06/14/06 19:47:00 changed by anonymous

This patch is a very nice solution for non-english Rails-powered websites. In fact, it's a BIG pain to develop this kind of website without proper support of m17n in Ruby.

"Old" unicode hacks by julik (http://julik.textdriven.com/svn/tools/rails_plugins/unicode_hacks/) break too many things in Rails, so this seems like the only way.

06/14/06 21:37:00 changed by max@maxidoors.ru

I really consider this patch very important. Without this patch, string presentation with non-English characters is broken.

06/14/06 21:59:20 changed by me@julik.nl

The point is not in brokenness - it's more about providing Rails with some foundation to stand on until Matz gets his act together regarding M17N (which is estimated to take about 18 months from now)

06/14/06 23:10:02 changed by me@julik.nl

I've made a fix for #5375 but it's somewhat of a pain to incorporate because multibyte files can't be diffed properly yet.

Shortly speaking, the "excerpt" helper and friends should always use character offsets as opposed to byte offsets and never use the case modifier

06/15/06 05:12:26 changed by contact@k66.ru

I need this patch too.

06/15/06 08:07:05 changed by atuzov@gmail.com

And I

06/15/06 09:16:42 changed by thijs@fngtps.com

  • attachment test_activesupport_mb_outside_of_rails.diff added.

This changes activesupport_mb slightly so that you can run the tests outside of Rails.

06/15/06 09:35:09 changed by skimua@gmail.com

  • owner changed from David to anonymous.
  • status changed from new to assigned.

1

06/15/06 11:14:50 changed by Anton Kovalyov

I really really need this patch.

06/16/06 08:37:38 changed by thijs@vandervossen.net

  • owner changed from anonymous to david.
  • status changed from assigned to new.

Rolling back status and owner.

06/16/06 12:57:49 changed by hendrik@mans.de

Give to Radiskull.

06/17/06 21:35:06 changed by anonymous

  • cc set to railspatch@advany.com.

06/17/06 23:20:38 changed by me@julk.nl

We are stubbing out a pure-ruby UTF table generator and normalizer which is going to be used if no extension is available, but I would like to include it when we have opinions about the API from the core.

Right now all the development happens in unicode_hacks for further extraction.

06/20/06 21:36:54 changed by Manfred Stienstra <m.stienstra@fngtps.com>

+1, currently helping with development of the patch.
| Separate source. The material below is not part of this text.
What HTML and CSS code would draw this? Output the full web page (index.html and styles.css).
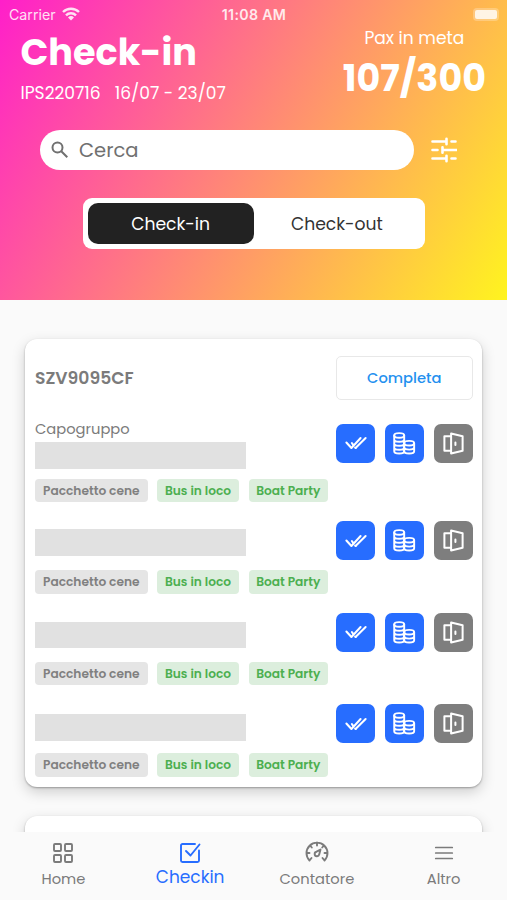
FILE: index.html
```html
<!DOCTYPE html>
<html lang="it">
<head>
    <meta charset="UTF-8">
    <meta name="viewport" content="width=device-width, initial-scale=1.0">
    <title>Check-in</title>
    <link rel="stylesheet" href="styles.css">
</head>
<body>

    <!-- Icone condivise -->
    <svg class="sprite" width="0" height="0">
        <symbol id="icon-checks" viewBox="0 0 24 24">
            <path d="M1.500 11.500l5.500 6L17 6.500M11.500 17.500L22.500 6.500M7.500 12l1 1.500M11 17l1 .5"/>
        </symbol>
        <symbol id="icon-coins" viewBox="0 0 24 24">
            <ellipse cx="7" cy="3.600" rx="5.200" ry="2.400"/>
            <path d="M1.800 3.600v16.500c0 1.300 2.300 2.400 5.200 2.400s5.200-1.100 5.200-2.400v-16.500M1.800 7.800c0 1.300 2.300 2.400 5.200 2.400s5.200-1.100 5.200-2.400M1.800 12c0 1.300 2.300 2.400 5.200 2.400s5.200-1.100 5.200-2.400M1.800 16.200c0 1.300 2.300 2.400 5.200 2.400s5.200-1.100 5.200-2.400"/>
            <ellipse cx="17.400" cy="11.700" rx="5.200" ry="2.400"/>
            <path d="M22.600 11.700v8.400c0 1.300-2.300 2.400-5.200 2.400s-5.200-1.100-5.200-2.400v-8.400M12.200 16c0 1.300 2.300 2.400 5.200 2.400s5.200-1.100 5.200-2.400"/>
        </symbol>
        <symbol id="icon-door" viewBox="0 0 24 24">
            <path d="M9.500 1.500L21.500 4.500v15L9.500 22.500zM9.500 4.500h-7v15h7M14 11v2.500"/>
        </symbol>
    </svg>

    <!-- Intestazione -->
    <header class="header">
        <div class="status-bar">
            <div class="carrier">
                <span>Carrier</span>
                <svg class="wifi" viewBox="0 0 18 14">
                    <path d="M1 5a11.500 11.500 0 0 1 16 0M4 8.300a7 7 0 0 1 10 0"/>
                    <path class="wifi-dot" d="M9 13.500L6 10.400a4.300 4.300 0 0 1 6 0z"/>
                </svg>
            </div>
            <span class="time">11:08 AM</span>
            <div class="battery"><span class="battery-level"></span></div>
        </div>

        <div class="heading">
            <div>
                <h1>Check-in</h1>
                <p class="trip"><span class="trip-code">IPS220716</span><span class="trip-dates">16/07 - 23/07</span></p>
            </div>
            <div class="pax">
                <p class="pax-label">Pax in meta</p>
                <p class="pax-count">107/300</p>
            </div>
        </div>

        <div class="search-row">
            <div class="search">
                <svg class="search-icon" viewBox="0 0 18 18">
                    <circle cx="6.500" cy="6.500" r="5"/>
                    <path d="M10.300 10.300l6 6"/>
                </svg>
                <span>Cerca</span>
            </div>
            <svg class="filter-icon" viewBox="0 0 26 26">
                <path d="M1.500 4.500h14M20.500 4.500h4M15.500 1.800v5.400M1.500 13h5M11.500 13h14M11.500 10.300v5.400M1.500 21.500h14M20.500 21.500h4M15.500 18.800v5.400"/>
            </svg>
        </div>

        <div class="switch">
            <button class="switch-option active">Check-in</button>
            <button class="switch-option">Check-out</button>
        </div>
    </header>

    <!-- Elenco gruppi -->
    <main class="content">
        <section class="card">
            <div class="card-header">
                <h2>SZV9095CF</h2>
                <button class="complete">Completa</button>
            </div>

            <div class="person leader">
                <div class="info">
                    <p class="role">Capogruppo</p>
                    <div class="name"></div>
                </div>
                <div class="actions">
                    <button class="action"><svg class="checks"><use href="#icon-checks"/></svg></button>
                    <button class="action"><svg class="coins"><use href="#icon-coins"/></svg></button>
                    <button class="action off"><svg class="door"><use href="#icon-door"/></svg></button>
                </div>
                <div class="tags">
                    <span class="tag tag-dinner">Pacchetto cene</span>
                    <span class="tag tag-bus">Bus in loco</span>
                    <span class="tag tag-boat">Boat Party</span>
                </div>
            </div>

            <div class="person">
                <div class="info"><div class="name"></div></div>
                <div class="actions">
                    <button class="action"><svg class="checks"><use href="#icon-checks"/></svg></button>
                    <button class="action"><svg class="coins"><use href="#icon-coins"/></svg></button>
                    <button class="action off"><svg class="door"><use href="#icon-door"/></svg></button>
                </div>
                <div class="tags">
                    <span class="tag tag-dinner">Pacchetto cene</span>
                    <span class="tag tag-bus">Bus in loco</span>
                    <span class="tag tag-boat">Boat Party</span>
                </div>
            </div>

            <div class="person">
                <div class="info info-low"><div class="name"></div></div>
                <div class="actions">
                    <button class="action"><svg class="checks"><use href="#icon-checks"/></svg></button>
                    <button class="action"><svg class="coins"><use href="#icon-coins"/></svg></button>
                    <button class="action off"><svg class="door"><use href="#icon-door"/></svg></button>
                </div>
                <div class="tags">
                    <span class="tag tag-dinner">Pacchetto cene</span>
                    <span class="tag tag-bus">Bus in loco</span>
                    <span class="tag tag-boat">Boat Party</span>
                </div>
            </div>

            <div class="person">
                <div class="info info-lower"><div class="name"></div></div>
                <div class="actions">
                    <button class="action"><svg class="checks"><use href="#icon-checks"/></svg></button>
                    <button class="action"><svg class="coins"><use href="#icon-coins"/></svg></button>
                    <button class="action off"><svg class="door"><use href="#icon-door"/></svg></button>
                </div>
                <div class="tags">
                    <span class="tag tag-dinner">Pacchetto cene</span>
                    <span class="tag tag-bus">Bus in loco</span>
                    <span class="tag tag-boat">Boat Party</span>
                </div>
            </div>
        </section>

        <section class="card card-next"></section>
    </main>

    <!-- Navigazione -->
    <nav class="tab-bar">
        <a class="tab">
            <svg viewBox="0 0 24 24">
                <rect x="3" y="3" width="7" height="7" rx="1"/>
                <rect x="14" y="3" width="7" height="7" rx="1"/>
                <rect x="3" y="14" width="7" height="7" rx="1"/>
                <rect x="14" y="14" width="7" height="7" rx="1"/>
            </svg>
            <span>Home</span>
        </a>
        <a class="tab selected">
            <svg viewBox="0 0 24 24">
                <path d="M17 3H4.500A1.500 1.500 0 0 0 3 4.500v15A1.500 1.500 0 0 0 4.500 21h15a1.500 1.500 0 0 0 1.500-1.500V9.500M8 10l4.500 4.500L21.500 3.500"/>
            </svg>
            <span>Checkin</span>
        </a>
        <a class="tab">
            <svg viewBox="0 0 24 24">
                <path d="M4.500 19.500a10.500 10.500 0 1 1 15 0l-2-2.500M4.500 19.500l2-2.500M12 1.500v3M5.500 5l1.300 1.500M18.500 5l-1.300 1.500M1.500 12H4.500M19.500 12h3"/>
                <path d="M15.500 8.500l-1.300 5a2.300 2.300 0 1 1-2.700-2.800z"/>
            </svg>
            <span>Contatore</span>
        </a>
        <a class="tab">
            <svg class="menu" viewBox="0 0 24 24"><path d="M3 6h18M3 12h18M3 18h18"/></svg>
            <span>Altro</span>
        </a>
    </nav>

</body>
</html>
```
FILE: styles.css
```css
* {
    box-sizing: border-box;
}

body {
    font-family: Poppins, Inter, "Open Sans", sans-serif;
    margin: 0;
    height: 900px;
    display: flex;
    flex-direction: column;
    overflow: hidden;
    background-color: #fafafa;
    color: #7b7b7b;
}

h1, h2, p {
    margin: 0;
}

button {
    font: inherit;
    border: none;
    padding: 0;
    cursor: pointer;
}

svg {
    fill: none;
    stroke: currentColor;
    stroke-linecap: round;
    stroke-linejoin: round;
}

.sprite {
    position: absolute;
}

/* Intestazione */
.header {
    height: 300px;
    flex-shrink: 0;
    color: white;
    background: linear-gradient(120.6deg, #ff1fca, #fff41f);
}

.status-bar {
    height: 28px;
    padding: 0 8px 0 9px;
    display: grid;
    grid-template-columns: 1fr auto 1fr;
    align-items: center;
    font-family: Inter, sans-serif;
    font-size: 14.2px;
    opacity: 0.85;
}

.carrier {
    display: flex;
    align-items: center;
    gap: 6px;
}

.wifi {
    width: 18px;
    height: 14px;
    stroke-width: 2.4;
    stroke-linecap: butt;
}

.wifi-dot {
    fill: currentColor;
    stroke: none;
}

.time {
    font-weight: 600;
    letter-spacing: 0.3px;
}

.battery {
    justify-self: end;
    width: 26px;
    height: 13px;
    padding: 2px;
    border-radius: 4px;
    background-color: rgba(255, 255, 255, 0.3);
}

.battery-level {
    display: block;
    height: 9px;
    border-radius: 2px;
    background-color: white;
}

.heading {
    height: 102px;
    padding: 0 21px 0 20.5px;
    display: flex;
    justify-content: space-between;
}

h1 {
    margin-top: 3px;
    font-size: 36.6px;
    line-height: 44px;
    font-weight: 700;
}

.trip {
    margin-top: 6px;
    font-size: 17.1px;
    line-height: 24px;
    display: flex;
    gap: 14px;
}

.pax {
    text-align: center;
}

.pax-label {
    font-size: 17.1px;
    line-height: 20px;
}

.pax-count {
    margin-top: 9px;
    font-size: 36.5px;
    line-height: 44px;
    font-weight: 700;
}

.search-row {
    padding: 0 50px 0 40px;
    display: flex;
    align-items: center;
    justify-content: space-between;
}

.search {
    width: 374px;
    height: 40px;
    padding-left: 11px;
    display: flex;
    align-items: center;
    gap: 10px;
    border-radius: 20px;
    background-color: white;
    color: #707070;
    font-size: 19.5px;
}

.search-icon {
    width: 18px;
    height: 18px;
    stroke-width: 2;
    stroke-linecap: butt;
}

.filter-icon {
    width: 26px;
    height: 26px;
    stroke-width: 2.6;
}

.switch {
    width: 342.5px;
    height: 51px;
    margin: 28px 0 0 82.5px;
    padding: 5px;
    display: flex;
    border-radius: 9px;
    background-color: white;
}

.switch-option {
    flex: 1;
    border-radius: 10px;
    background: none;
    color: #333;
    font-size: 17.2px;
}

.switch-option.active {
    background-color: #222;
    color: white;
}

/* Elenco gruppi */
.content {
    flex: 1;
    min-height: 0;
    padding: 39px 25px 0;
    overflow: hidden;
}

.card {
    height: 447.5px;
    padding: 17px 9px 0 10px;
    border-radius: 12px;
    background-color: white;
    box-shadow: 0 1px 2px rgba(0, 0, 0, 0.3), 0 5px 14px rgba(0, 0, 0, 0.18);
}

.card-next {
    margin-top: 29.5px;
}

.card-header {
    height: 44px;
    display: flex;
    align-items: center;
    justify-content: space-between;
}

h2 {
    font-size: 17.2px;
    font-weight: 600;
}

.complete {
    width: 137.5px;
    height: 44px;
    border: 1.5px solid #e8e8e8;
    border-radius: 5px;
    background-color: white;
    color: #2390ef;
    font-size: 14.7px;
    font-weight: 500;
}

.person {
    height: 73px;
    margin-top: 18.6px;
    display: grid;
    grid-template-columns: 1fr auto;
    grid-template-rows: 49px 24px;
}

.leader {
    height: 84px;
    margin-top: 18.5px;
    grid-template-rows: 60px 24px;
}

.info {
    padding-top: 8px;
}

.info-low {
    padding-top: 9px;
}

.info-lower {
    padding-top: 10px;
}

.leader .info {
    padding-top: 0;
}

.role {
    font-size: 14.7px;
    line-height: 20px;
    margin-bottom: 3.5px;
}

.name {
    width: 211px;
    height: 26.5px;
    background-color: #e1e1e1;
}

.actions {
    display: flex;
    gap: 10px;
    align-self: start;
}

.leader .actions {
    margin-top: 5px;
}

.action {
    width: 39px;
    height: 39px;
    display: flex;
    align-items: center;
    justify-content: center;
    border-radius: 7px;
    background-color: #276dff;
    color: white;
}

.action.off {
    background-color: #7e7e7e;
}

.checks {
    width: 24px;
    height: 22px;
    stroke-width: 2.2;
}

.coins {
    width: 24px;
    height: 23px;
    margin-left: -1px;
    stroke-width: 2;
}

.door {
    width: 23px;
    height: 23px;
    margin-left: -1px;
    stroke-width: 2.1;
}

.tags {
    grid-column: 1 / 3;
    display: flex;
    gap: 9.5px;
}

.tag {
    height: 23.5px;
    border-radius: 4px;
    background-color: #dceedd;
    color: #4caf50;
    font-size: 12.2px;
    line-height: 24px;
    font-weight: 600;
    text-align: center;
    white-space: nowrap;
}

.tag-dinner {
    width: 112.5px;
    background-color: #e5e5e5;
    color: #808080;
}

.tag-bus {
    width: 82px;
}

.tag-boat {
    width: 79.5px;
}

/* Navigazione */
.tab-bar {
    height: 68px;
    flex-shrink: 0;
    display: grid;
    grid-template-columns: repeat(4, 1fr);
    background-color: #fafafa;
}

.tab {
    padding-top: 9px;
    display: flex;
    flex-direction: column;
    align-items: center;
    font-size: 14.7px;
    line-height: 24px;
}

.tab svg {
    width: 24px;
    height: 24px;
    margin-bottom: 2px;
    stroke-width: 1.9;
}

.tab .menu {
    width: 22px;
}

.tab.selected {
    color: #276dff;
    font-size: 17px;
}

.tab.selected svg {
    margin-bottom: 0;
}
```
06/21/06 11:14:29 changed by thijs@80beans.com

1

08/20/06 12:58:06 changed by anonymous

  • version set to 1.1.1.

09/13/06 14:06:24 changed by manfred

  • attachment updated_multibyte_activesupport.diff added.

09/13/06 14:06:54 changed by manfred

  • attachment updated_multibyte_actionpack.diff added.

09/13/06 14:07:14 changed by manfred

  • attachment unicode_tables.tar.gz added.

09/13/06 14:25:57 changed by manfred

  • version changed from 1.1.1 to edge.

I've just added updated patches for ActiveSupport::Multibyte. The updated_multibyte_activesupport.diff contains all the changes to activesupport except for the unicode tables, which are included in unicode_tables.tar.gz. The unicode tables can also be generated by running:

ruby activesupport/lib/active_support/multibyte/generators/generate_tables.rb

As an example of how to add utf8 support to the helpers I've added update_multibyte_actionpack.diff. I didn't want to create one mega patch to merge the chars accessor into the Rails code, I suggest doing that patch by patch over time.

Biggest changes:

  • A pure ruby implementation of all the needed unicode operations
  • Support for the utf8proc extension when present
  • Updated test coverage
  • Updated documentation

09/20/06 12:53:43 changed by thijsv

  • status changed from new to closed.
  • resolution set to invalid.

Closing ticket because the stable version of ActiveSupport::Multibyte can now be found at #6242.